Aside from its color this thing had a decaying, wooden bed. And remember those really long stick shifts? Yep, it had one that was at least the length of a yard stick. It also had a VERY short driver (my petite mother) who could barely reach the clutch, which meant the gears would grind - loudly - when she was shifting. Oh and it had a lovely (cough, cough) vinyl (?) bench seat where my brother and I would sit side by side, he in the middle by the freakishly long stick shift, me by the door hoping desperately that I would not slide into him when we turned a corner. And worse still the drivers' side door would pop open at the most inopportune times.
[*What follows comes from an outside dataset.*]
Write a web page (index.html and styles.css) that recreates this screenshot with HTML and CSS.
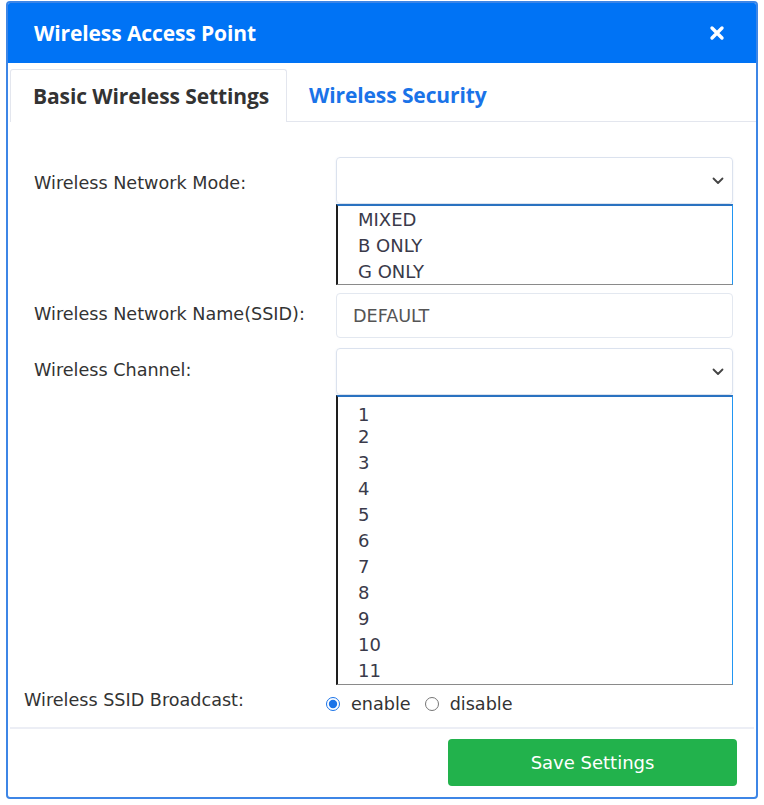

It had a mind of its own, staying stubbornly shut when you wanted to open it only to swing open in the middle of a drive down the street when you wanted it closed.....

One day my mom decided that it was high time my brother's cat was "fixed" since we had way too many and did not need anymore. So off we drove, my mom grinding the gears as my brother and I dodged one VERY angry cat who was intermittently sliding around on the vinyl seats, clawing at the door, hissing and hysterically looking for an escape hatch. As if on cue the possessed door unlatched itself and swung open, just as we pulled up to the stoplight......on the main drag......in Conroe, TX.....with the cat hanging onto the door for dear life! My mom was laughing and my brother was trying to coax his cat down from the door and onto his lap. But I on the other hand, HIT THE FLOOR completely mortified that someone might see me, thus ruining my stellar reputation (ha!) but hey I was 15! Things like that matter when you're a kid, and when you're a shy, angst-ridden teenager it's hard to find the humor in that kind of situation. It's funny now, sort of, but you probably won't catch me riding around in a green dump truck unless my life depends on it. I'd rather walk, take the bus, bike or pay for a taxi, heck I'd even consider thumbing it!

And that is why I now suffer from "Dump Truck PTSD". Thanks mom and dad.